# Wagner appeal rejected (HOLYOKE)



## MCOA41 (Sep 5, 2002)

Wagner appeal rejected
Friday, April 15, 2005
By DAVID REID
[email protected] 
SPRINGFIELD - Police Sgt. Robert Wagner has lost an appeal of his federal whistle-blower lawsuit against the city, which he technically won in 2003 but was awarded only $1 in damages.

The decision was announced Wednesday by the U.S. First Circuit Court of Appeals, where a three-judge panel refused to overturn any of U.S. District Court Judge Michael A. Ponsor's pretrial rulings or jury instructions. In his appeal, Wagner sought an increase in damages or a new trial.

In a cross-appeal, the city had asked the court to reduce or dismiss $72,840 in legal fees and costs Ponsor awarded Graham, who had originally asked for $819,000. The court refused to further cut the legal fees.

Both sides submitted briefs late last year and made oral arguments before the court on Jan. 4. Wagner's lawyer, Stewart T. Graham Jr., could not be reached for comment yesterday.

And Wagner - out injured since he broke a leg in November 2003 after a car struck him while answering a call on Route 202 - did not return phone calls or e-mail to his home.

But City Solicitor Karen T. Betournay said the city's hard-fought legal defense paid off.

"We're happy with the appeals court decision," she said.

"Obviously we're pleased, but it's been a long four months," said Northampton lawyer John H. Fitz-Gibbon, the city's lead attorney in the case. "Hopefully, this is the last chapter in this saga."

Unless Wagner chooses to appeal to the U.S. Supreme Court, the eight-year legal battle has come to an end.

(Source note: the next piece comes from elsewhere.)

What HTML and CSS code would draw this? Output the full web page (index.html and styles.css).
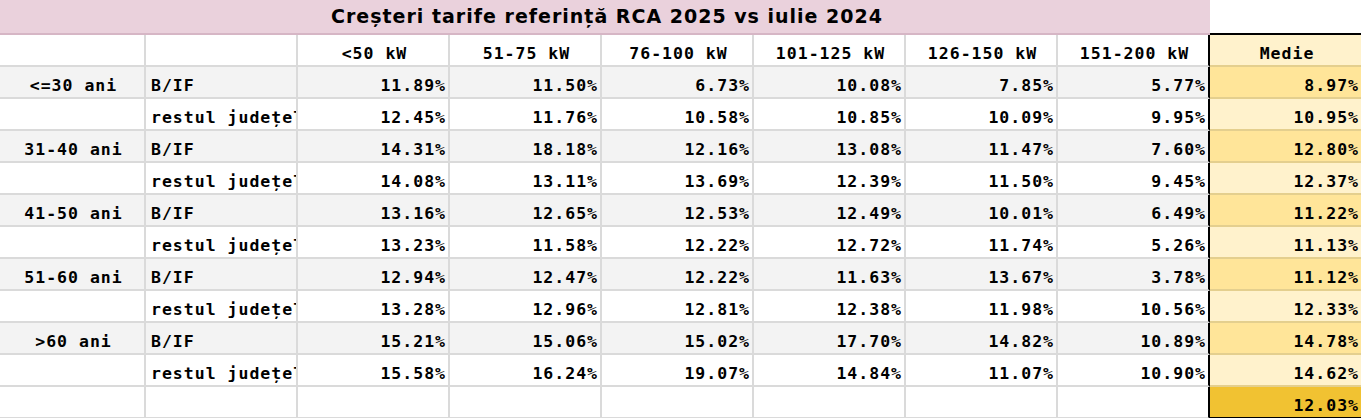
FILE: index.html
```html
<!DOCTYPE html>
<html lang="ro">
<head>
<meta charset="utf-8">
<title>Creșteri tarife referință RCA 2025 vs iulie 2024</title>
<link rel="stylesheet" href="styles.css">
</head>
<body>
<div class="sheet">
  <div class="title">Creșteri tarife referință RCA 2025 vs iulie 2024</div>
  <div class="blank-top"></div>

  <div class="c hd"></div><div class="c hd"></div>
  <div class="c hd ctr">&lt;50 kW</div><div class="c hd ctr">51-75 kW</div><div class="c hd ctr">76-100 kW</div>
  <div class="c hd ctr">101-125 kW</div><div class="c hd ctr">126-150 kW</div><div class="c hd ctr last">151-200 kW</div>
  <div class="c m m-light ctr">Medie</div>

  <div class="c g ctr">&lt;=30 ani</div><div class="c g lbl">B/IF</div>
  <div class="c g num">11.89%</div><div class="c g num">11.50%</div><div class="c g num">6.73%</div><div class="c g num">10.08%</div><div class="c g num">7.85%</div><div class="c g num last">5.77%</div>
  <div class="c m m-mid num">8.97%</div>
  <div class="c"></div><div class="c lbl">restul județelor</div>
  <div class="c num">12.45%</div><div class="c num">11.76%</div><div class="c num">10.58%</div><div class="c num">10.85%</div><div class="c num">10.09%</div><div class="c num last">9.95%</div>
  <div class="c m m-light num">10.95%</div>

  <div class="c g ctr">31-40 ani</div><div class="c g lbl">B/IF</div>
  <div class="c g num">14.31%</div><div class="c g num">18.18%</div><div class="c g num">12.16%</div><div class="c g num">13.08%</div><div class="c g num">11.47%</div><div class="c g num last">7.60%</div>
  <div class="c m m-mid num">12.80%</div>
  <div class="c"></div><div class="c lbl">restul județelor</div>
  <div class="c num">14.08%</div><div class="c num">13.11%</div><div class="c num">13.69%</div><div class="c num">12.39%</div><div class="c num">11.50%</div><div class="c num last">9.45%</div>
  <div class="c m m-light num">12.37%</div>

  <div class="c g ctr">41-50 ani</div><div class="c g lbl">B/IF</div>
  <div class="c g num">13.16%</div><div class="c g num">12.65%</div><div class="c g num">12.53%</div><div class="c g num">12.49%</div><div class="c g num">10.01%</div><div class="c g num last">6.49%</div>
  <div class="c m m-mid num">11.22%</div>
  <div class="c"></div><div class="c lbl">restul județelor</div>
  <div class="c num">13.23%</div><div class="c num">11.58%</div><div class="c num">12.22%</div><div class="c num">12.72%</div><div class="c num">11.74%</div><div class="c num last">5.26%</div>
  <div class="c m m-light num">11.13%</div>

  <div class="c g ctr">51-60 ani</div><div class="c g lbl">B/IF</div>
  <div class="c g num">12.94%</div><div class="c g num">12.47%</div><div class="c g num">12.22%</div><div class="c g num">11.63%</div><div class="c g num">13.67%</div><div class="c g num last">3.78%</div>
  <div class="c m m-mid num">11.12%</div>
  <div class="c"></div><div class="c lbl">restul județelor</div>
  <div class="c num">13.28%</div><div class="c num">12.96%</div><div class="c num">12.81%</div><div class="c num">12.38%</div><div class="c num">11.98%</div><div class="c num last">10.56%</div>
  <div class="c m m-light num">12.33%</div>

  <div class="c g ctr">&gt;60 ani</div><div class="c g lbl">B/IF</div>
  <div class="c g num">15.21%</div><div class="c g num">15.06%</div><div class="c g num">15.02%</div><div class="c g num">17.70%</div><div class="c g num">14.82%</div><div class="c g num last">10.89%</div>
  <div class="c m m-mid num">14.78%</div>
  <div class="c"></div><div class="c lbl">restul județelor</div>
  <div class="c num">15.58%</div><div class="c num">16.24%</div><div class="c num">19.07%</div><div class="c num">14.84%</div><div class="c num">11.07%</div><div class="c num last">10.90%</div>
  <div class="c m m-light num">14.62%</div>

  <div class="c"></div><div class="c"></div><div class="c"></div><div class="c"></div><div class="c"></div><div class="c"></div><div class="c"></div><div class="c last"></div>
  <div class="c m m-dark m-end num">12.03%</div>
</div>
</body>
</html>
```
FILE: styles.css
```css
* { box-sizing: border-box; }
html, body { margin: 0; padding: 0; background: #fff; }
body { overflow: hidden; }

.sheet {
  display: grid;
  grid-template-columns: 146px repeat(7, 152px) 151px;
  grid-template-rows: 35px;
  grid-auto-rows: 32px;
  width: 1361px;
  font-family: "DejaVu Sans Mono", "Liberation Mono", monospace;
  font-size: 16.5px;
  font-weight: bold;
  letter-spacing: 1px;
  color: #000;
}

.title {
  grid-column: 1 / span 8;
  background: #ead1dc;
  border-bottom: 2px solid #d6b6c5;
  font-family: "DejaVu Sans", "Open Sans", sans-serif;
  font-weight: bold;
  font-size: 19px;
  letter-spacing: 1px;
  line-height: 32px;
  text-align: center;
  padding-left: 4px;
}
.blank-top {
  background: #fff;
  border-bottom: 2px solid #000;
}

.c {
  display: flex;
  align-items: flex-end;
  padding: 0 3px 2px 5px;
  line-height: 18px;
  border-right: 2px solid #dadada;
  border-bottom: 2px solid #dadada;
  background: #fff;
  white-space: nowrap;
  overflow: hidden;
}
.g { background: #f3f3f3; }
.ctr { justify-content: center; padding-left: 3px; padding-right: 0; }
.num { justify-content: flex-end; padding-right: 2px; }
.lbl { justify-content: flex-start; padding-left: 5px; }
.last { border-right-color: #000; }

.m { border-right: none; border-bottom-color: #e4cf8e; }
.m-light { background: #fff2cc; }
.m-mid { background: #ffe599; }
.m-dark { background: #f1c232; }
.m-end { border-bottom: 2px solid #000; }
```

Wagner's original case claimed that two former police chiefs and former Mayor Daniel J. Szostkiewicz repeatedly disciplined him after learning that he had cooperated with a 1997 state attorney general's probe of racial discrimination and corruption in the police department.

In its defense, the city said Wagner violated numerous department regulations he helped write as police chief in 1991-94, refused to follow the chain of command, was insubordinate, and released confidential documents.

The six-week trial, which ended in June 2003, resulted in a jury finding that the city did retaliate against Wagner by severely harassing him for protected First Amendment-guaranteed free speech, but awarded him only $1.

Wagner also sought to overturn Ponsor's dismissal of retaliation charges under the state's 1997 Whistle-blower Protection Act because Wagner had failed to notify the city in writing before filing the lawsuit.